Despite President Obama's announcement that health insurance companies can choose to continue offering plans that don't meet the Affordable Care Act's standards for another year, Governor Mark Dayton said last week that Minnesota won't follow this extension.
Health insurance companies sent cancellation letters to plan holders if their plans didn't meet the standards outlined in the ACA, the Star Tribune said, although the president previously promised that people who liked their insurance plans could keep them.
Dayton's announcement came in a letter to the Council of Health Plans, a group that includes some of Minnesota's largest health insurance companies, the Associated Press reported.

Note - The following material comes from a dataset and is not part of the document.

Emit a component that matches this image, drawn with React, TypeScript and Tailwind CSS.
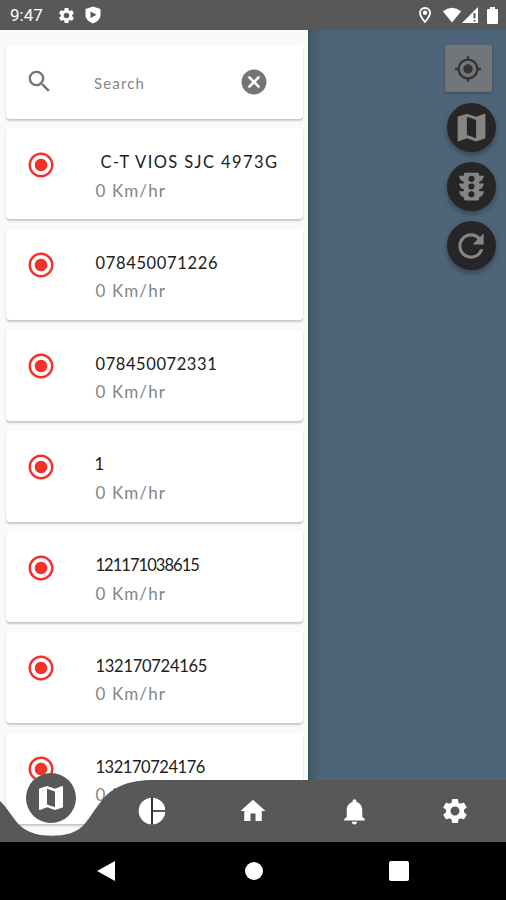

Julie Brunner, executive director of the Council of Health Plans, said in an earlier letter to the governor that allowing health insurance companies to offer these subpar plans another year would cause confusion in the new insurance market and give insurance companies almost no time to adjust already agreed-upon rates in time for Jan. 1, when new insurance plans are scheduled to begin, the AP said.
The letter came early on the same day Dayton made his announcement, the AP said.
"The stability of Minnesota health care is too great a price to pay for the narrow one-year delay offered by President Obama," Brunner said in the letter, according to the AP.
Together, the insurance companies in the Council of Health Plans provide insurance to about 4 million people, according to the Star Tribune.